With five of six Federal Election Commission members working on expired terms (one since 2007), President Barack Obama had an opportunity to remake the agency with members more inclined to enforce campaign finance rules, say reformers.

But that hasn’t happened.

The situation hasn’t done much for the agency’s reputation.

“The Federal Election Commission is itself a campaign-finance scandal,” said longtime FEC critic and campaign finance reformer Fred Wertheimer, founder and president of Democracy 21.

“None of the players in the political arena had any reason to believe that the campaign finance laws would be enforced,” Wertheimer said. “The White House needs to address it or else must bear responsibility for this campaign-finance scandal continuing.”

As both Obama and GOP rival Mitt Romney raised hundreds of millions of dollars for their campaigns, long-time allies of each man launched supposedly independent super PACs that served as attack dogs during the long slog of the election.

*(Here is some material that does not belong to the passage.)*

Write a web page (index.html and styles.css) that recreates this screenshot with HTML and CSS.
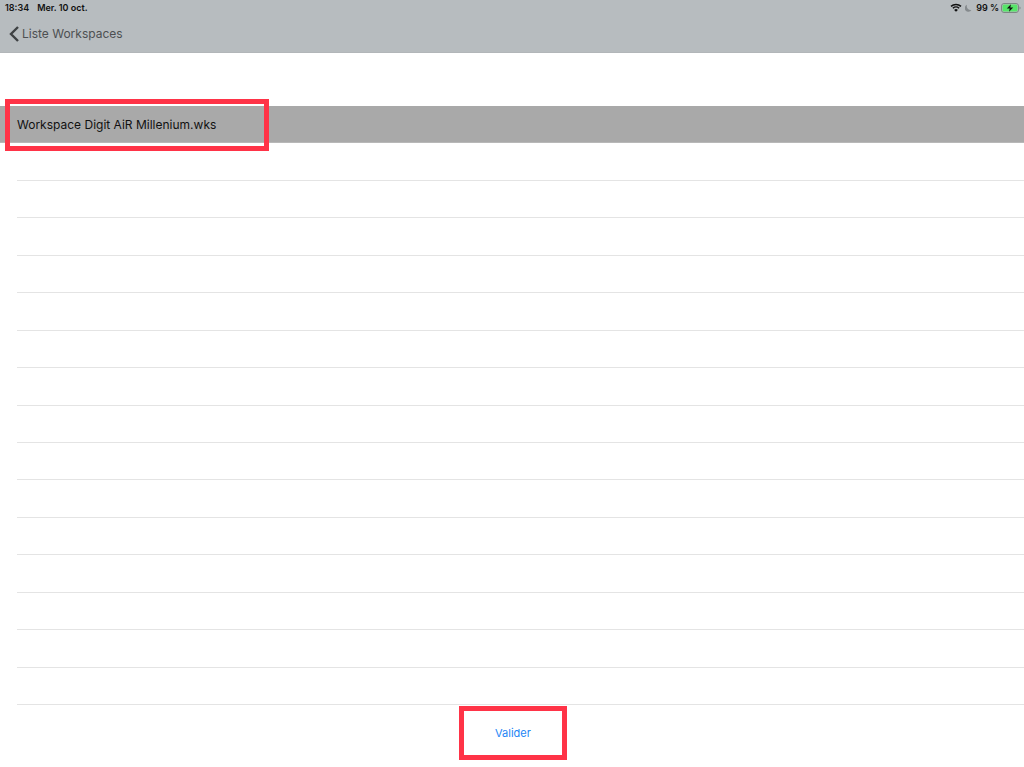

Former White House aides Bill Burton and Sean Sweeney created the pro-Obama super PAC Priorities USA Action, while former Romney campaign advisers Carl Forti, Charles Spies and Larry McCarthy created the Restore Our Future super PAC to boost the former Massachusetts governor’s candidacy.

Both groups raised tens of millions of dollars, often from donors who also gave the legal maximum to the campaign committee of their preferred presidential candidate. Top campaign officials even appeared at fundraising events for the super PACs, including Romney himself.

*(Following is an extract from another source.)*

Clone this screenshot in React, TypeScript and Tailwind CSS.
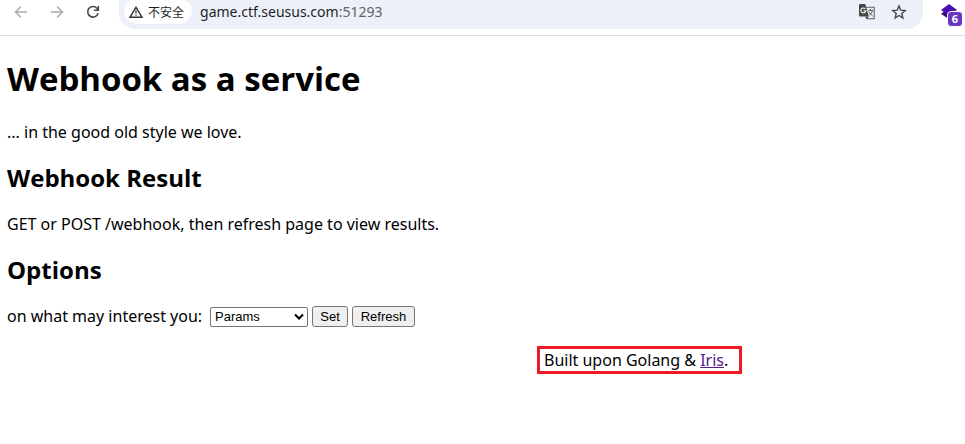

Meanwhile groups that didn’t disclose their donors — such as Crossroads GPS, which was co-founded by GOP strategist Karl Rove — reported spending at least $300 million* on political ads, according to the Center for Responsive Politics.

The activities of these new spending groups prompted numerous complaints by reform groups, alleging that FEC rules and existing laws banning coordination between campaigns and candidates — as well as those requiring disclosure of donors to outside spending groups — were being violated.

Many organizations have also sought “advisory opinions” from the FEC, seeking guidance on the contours of the new campaign finance landscape. The commission, which consists of three Republicans and three Democrats, has repeatedly deadlocked along partisan lines.

Despite a ban on outside spending groups coordinating with candidates, the commission tied 3-3 on whether the Republican super PAC American Crossroads could feature political candidates in ads with messages that were “thematically similar” to candidates’ campaign materials.

Nor could it reach consensus on whether using the phrases “the White House” or “the administration” in negative ads ahead of Election Day referred to a “clearly identified candidate for federal office,” which would have required the American Future Fund, a conservative nonprofit, to disclose information about its donors.

The three Republican members supported the conservative groups’ positions in both cases.

“If you had an FEC that was at least half-way sentient, they would have promulgated regulations that made clear the kind of coordination and links that would not be permitted,” said Meredith McGehee, policy director at the Campaign Legal Center. ”You could have had an FEC that would have stopped this ‘my super PAC’ phenomenon.”

Likewise, Melanie Sloan, the executive director of Citizens for Responsibility and Ethics in Washington (CREW), agrees that a functioning FEC would have led to “more enforcement of the rules” and “more disclosure of some of the donors behind the negative ads” during the 2012 elections.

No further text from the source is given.